3. How does nature function as a condition “prior to politics” (76)? What examples does Clark provide of this assumption? How is the concept of nature, when imagined by governments or philosophers, as a condition prior to politics, ironically, a political concept itself?

4. What does Clark mean when he calls the “’state of nature’” (76) (on which Rousseau and Hobbes base their concept of the social) “tendentious postulates serving to underwrite a particular view of the political” (76)?

5. What’s the trouble with using a concept of nature to underwrite politics—even if the concept of nature is more “ecological” or modern?

6. Are some genres of writing or some sets of terms/metaphors better suited to representing nature than others, why or why not? How would Clark respond to this question? Why is this a problem?

7. What is the Anthropocene? What’s the irony of the Anthropocene?

8.Why is the nature/culture dichotomy “too crude a tool” for thinking the Anthropocene (80)?

9. OR…are the following problems cultural or natural: “eating Danish pork sausages in Dublin” (80)? “A new car in San Fransciso or Shanghi must also be considered, however minutely, as a threat to the snow line in Nepal or Spitsbergen” (80)?

10. How do these sorts of environmental issues mess with the basic distinctions between “science and politics, nature and culture, fact and value” (80)?

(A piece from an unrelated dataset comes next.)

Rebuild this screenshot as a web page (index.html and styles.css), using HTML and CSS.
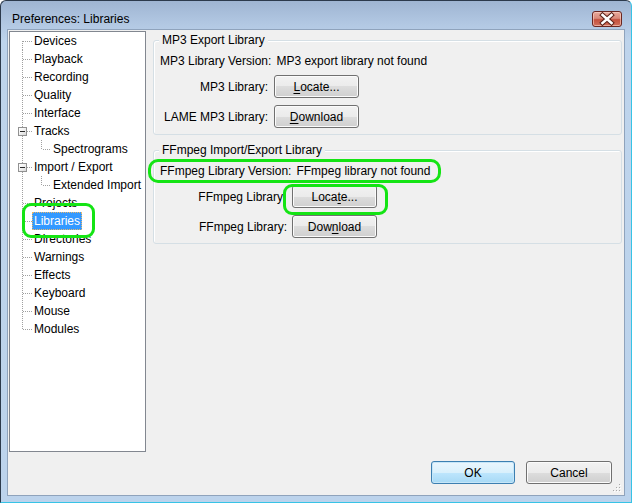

11. What does Clark mean by the term “holism” as applied to humans and the natural world?

12. Are we ready to give up the notion that “some forms of writing are more natural than others” (81)?

13. What does it mean to be suspicious of “any traditionally realist aesthetic” (81)? What sorts of literary genres does Clark think work to represent the Anthropocene?

14. What are some benefits to what Clark calls the “end of externality” (82)? How does the series of literary examples he works through portrait the “end of externality (81)?

15. What “scenarios” does Clark propose would “avoid the disasters of the Anthropocene” (84) if implemented? What keeps his proposals from being implemented?

16. Why/how do critics”evade the question of human nature” (85)? Why is this evasion a problem? How does Clark propose we redress this evasion?